Sawdust Is Your Enemy

You already know that breathing in sawdust is hazardous, and that you need to take precautions against doing so. Many random orbital sanders come with a dust collection bag, but some do not. The sawdust is not only dangerous to your health, but it also leads to an uneven surface by reducing the efficiency of the tool. This happens as the sawdust collects on the surface, under the sanding pad.

Some models allow the dust collection bag to be removed and the machine can be connected with a vacuum to avoid sawdust entirely. For models that don’t have this feature, an adapter can be used for the same effect. Eliminating sawdust in this way ensures that the workplace is clean, and enables more even, efficient sanding. 

What jobs are Random Orbital Sanders Suitable For?

As mentioned earlier, this tool has a wide variety of uses.
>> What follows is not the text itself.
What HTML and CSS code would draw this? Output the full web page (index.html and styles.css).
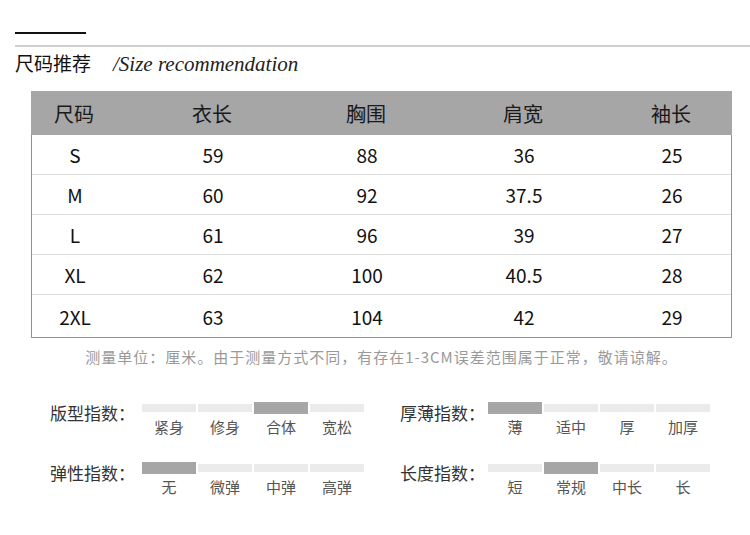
FILE: index.html
```html
<!DOCTYPE html>
<html lang="zh-CN">
<head>
<meta charset="utf-8">
<title>尺码推荐</title>
<link rel="stylesheet" href="styles.css">
</head>
<body>
<div class="page">
  <div class="accent"></div>
  <div class="rule"></div>
  <div class="title">
    <span class="title-cn">尺码推荐</span>
    <span class="title-en">/Size recommendation</span>
  </div>

  <div class="size-table">
    <div class="row head">
      <div>尺码</div><div>衣长</div><div>胸围</div><div>肩宽</div><div>袖长</div>
    </div>
    <div class="body">
      <div class="row"><div>S</div><div>59</div><div>88</div><div>36</div><div>25</div></div>
      <div class="row"><div>M</div><div>60</div><div>92</div><div>37.5</div><div>26</div></div>
      <div class="row"><div>L</div><div>61</div><div>96</div><div>39</div><div>27</div></div>
      <div class="row"><div>XL</div><div>62</div><div>100</div><div>40.5</div><div>28</div></div>
      <div class="row last"><div>2XL</div><div>63</div><div>104</div><div>42</div><div>29</div></div>
    </div>
  </div>

  <p class="note">测量单位：厘米。由于测量方式不同，有存在1-3CM误差范围属于正常，敬请谅解。</p>

  <div class="indexes">
    <div class="group">
      <div class="label">版型指数：</div>
      <div class="scale">
        <div class="cell"><span class="bar"></span><span class="opt">紧身</span></div>
        <div class="cell"><span class="bar"></span><span class="opt">修身</span></div>
        <div class="cell on"><span class="bar"></span><span class="opt">合体</span></div>
        <div class="cell"><span class="bar"></span><span class="opt">宽松</span></div>
      </div>
    </div>
    <div class="group right">
      <div class="label">厚薄指数：</div>
      <div class="scale">
        <div class="cell on"><span class="bar"></span><span class="opt">薄</span></div>
        <div class="cell"><span class="bar"></span><span class="opt">适中</span></div>
        <div class="cell"><span class="bar"></span><span class="opt">厚</span></div>
        <div class="cell"><span class="bar"></span><span class="opt">加厚</span></div>
      </div>
    </div>
    <div class="group">
      <div class="label">弹性指数：</div>
      <div class="scale">
        <div class="cell on"><span class="bar"></span><span class="opt">无</span></div>
        <div class="cell"><span class="bar"></span><span class="opt">微弹</span></div>
        <div class="cell"><span class="bar"></span><span class="opt">中弹</span></div>
        <div class="cell"><span class="bar"></span><span class="opt">高弹</span></div>
      </div>
    </div>
    <div class="group right">
      <div class="label">长度指数：</div>
      <div class="scale">
        <div class="cell"><span class="bar"></span><span class="opt">短</span></div>
        <div class="cell on"><span class="bar"></span><span class="opt">常规</span></div>
        <div class="cell"><span class="bar"></span><span class="opt">中长</span></div>
        <div class="cell"><span class="bar"></span><span class="opt">长</span></div>
      </div>
    </div>
  </div>
</div>
</body>
</html>
```

FILE: styles.css
```css
* { box-sizing: border-box; }
html, body { margin: 0; padding: 0; background: #fff; }
body {
  font-family: "Noto Sans CJK SC", "Noto Sans", sans-serif;
  color: #222;
}
.page { padding-top: 32px; width: 750px; }

.accent { margin-left: 15px; width: 71px; height: 2px; background: #111; }
.rule { margin: 11px 0 0 15px; height: 2px; background: #cfcfcf; }

.title {
  margin: 4px 0 0 15px;
  height: 24px;
  display: flex;
  align-items: baseline;
  line-height: 24px;
}
.title-cn { font-size: 19px; color: #111; }
.title-en {
  margin-left: 22px;
  font-family: "Liberation Serif", serif;
  font-style: italic;
  font-size: 21px;
  color: #222;
}

.size-table { margin: 16px 0 0 31px; width: 701px; }
.row {
  display: grid;
  grid-template-columns: 86px 190px 118px 196px 100px;
  align-items: center;
  text-align: center;
  height: 40px;
  border-bottom: 1px solid #dedede;
  font-size: 19px;
  color: #111;
}
.row.head {
  height: 44px;
  background: #a6a6a6;
  border-bottom: none;
  font-size: 20px;
  color: #1a1a1a;
}
.body {
  border-left: 1px solid #5fa8a6;
  border-right: 1px solid #5fa8a6;
  border-bottom: 1px solid #5fa8a6;
}
.row.last { height: 42px; border-bottom: none; }

.note {
  margin: 9px 0 0 31px;
  width: 701px;
  text-align: center;
  font-size: 15px;
  line-height: 20px;
  letter-spacing: 1px;
  color: #999;
}

.indexes {
  margin: 35px 0 0 50px;
  display: grid;
  grid-template-columns: 350px 350px;
  row-gap: 27px;
}
.group { display: flex; align-items: flex-start; }
.label {
  width: 92px;
  font-size: 17px;
  line-height: 20px;
  margin-top: 1px;
  color: #333;
  white-space: nowrap;
}
.group.right .label { width: 88px; }
.scale { display: flex; }
.cell {
  width: 56px;
  display: flex;
  flex-direction: column;
  align-items: center;
  padding-right: 2px;
}
.bar {
  display: block;
  width: 54px;
  height: 8px;
  margin: 2px 0;
  background: #ebebeb;
}
.cell.on .bar { height: 12px; margin: 0; background: #a6a6a6; }
.opt {
  margin-top: 5px;
  font-size: 15px;
  line-height: 16px;
  color: #555;
}
```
It can be used on multiple materials, and not limited to woodworking. It can be used to remove paint from hardwood floors, walls, or even drywalls. These are only some of the many uses for a random orbital sander:

  • Stripping paint – You can sand away old layers of paint from furniture, hardwood floors, or even walls.
  • Polishing solid surface – This tool is often used to polish different types of solid surfaces such as wood, stainless steel, or stone. The only change is the type of sandpaper used. 
  • Sanding Drywall – It is commonly used to smooth out the surface of a drywall before paint or any other coating is applied. 
  • Buffing – Creating a matte effect from glossy paint is easy using this tool.

With a little knowhow, you can avoid making many mistakes when using your random orbital sander, and use it in many ways. Now that you have all the information you need, you are capable of going ahead and experimenting with your power tool.